The first Nelson song demo album was performed by
Jim Chesnut (guitar and vocals), Karol
Phelan (vocals), and Herman (guitar and vocals),
and the second by Bill
Wilson (guitar and vocals)
and Mike Waugh (bass). The demo
albums
were
used
to solicit other artists' interest in recording Herman's
songs and were circulated to major record
companyA&R departments. Both demo albums were
monaural, and neither was commercially released.
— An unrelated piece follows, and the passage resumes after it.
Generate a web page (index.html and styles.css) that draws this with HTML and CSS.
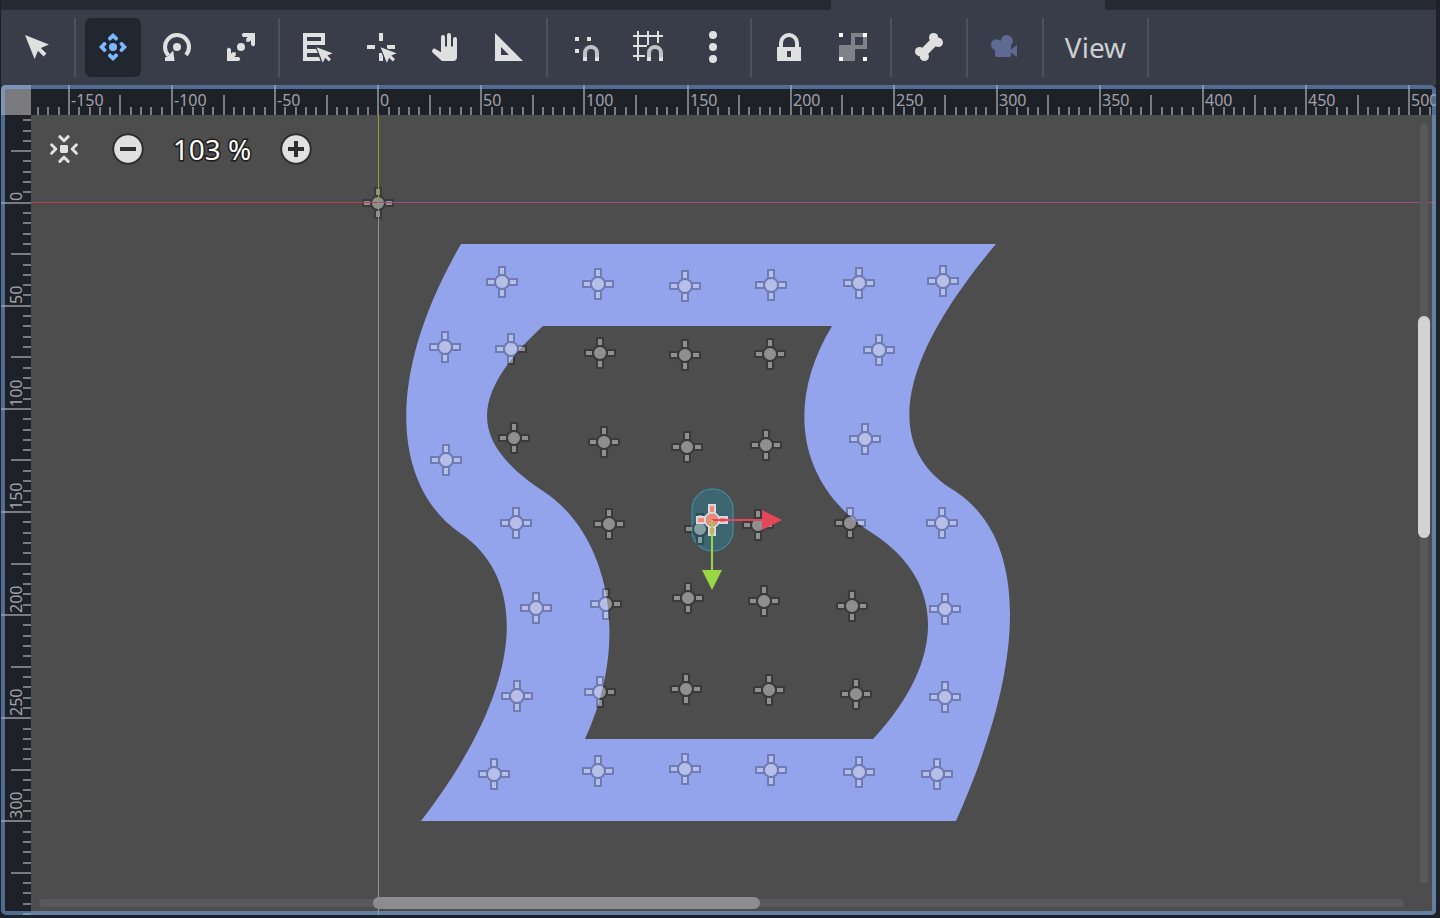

Bill
Sr. recorded a third Herman Nelson song demo album
-- performed by Nelson and Waugh -- after moving the
Sonobeat studios to Liberty
Hill, Texas,
in 1973,
but
distributed
the demo only on audio cassettes.
Herman
wrote the lyrics for the Lee Arlano
Trio's 1969 Sonobeat
single, School Daze (and provided a copy of the single
from his personal collection to the Sonobeat archives) and when
Sonobeat assembled a band around charismatic drummer Vince
Mariani in 1970, Bill
Sr. called in Herman to write lyrics and the
melody for the
group's debut single, Re-birth Day. In 1971,
when Bill Sr. began working with the Bill
Miller Group, he again called on Herman to contribute
lyrics to several of the group's songs, but the
only
song in which Miller ultimately used some of Herman's
lyrics -- a line here and there -- was the Egyptian
mythology-inspired Ra-Ma.
Herman
recalls that after Bill Sr. moved the Sonobeat studios
to the KVET building on North Lamar, they met frequently
at the nearby Dunkin' Donuts or Toddle House for coffee
and talk about a wide range of subjects.
Herman, an
Austin resident since 1950, is an award-winning poet
and the creator of Elksinger's Perfected Tarot system
and cards. Even in the '60s, Herman's "ordinary
guy" look and demeanor belied his true passion
for metaphysics and the occult, which he slyly celebrated
in many of his unusual and thought-provoking song lyrics.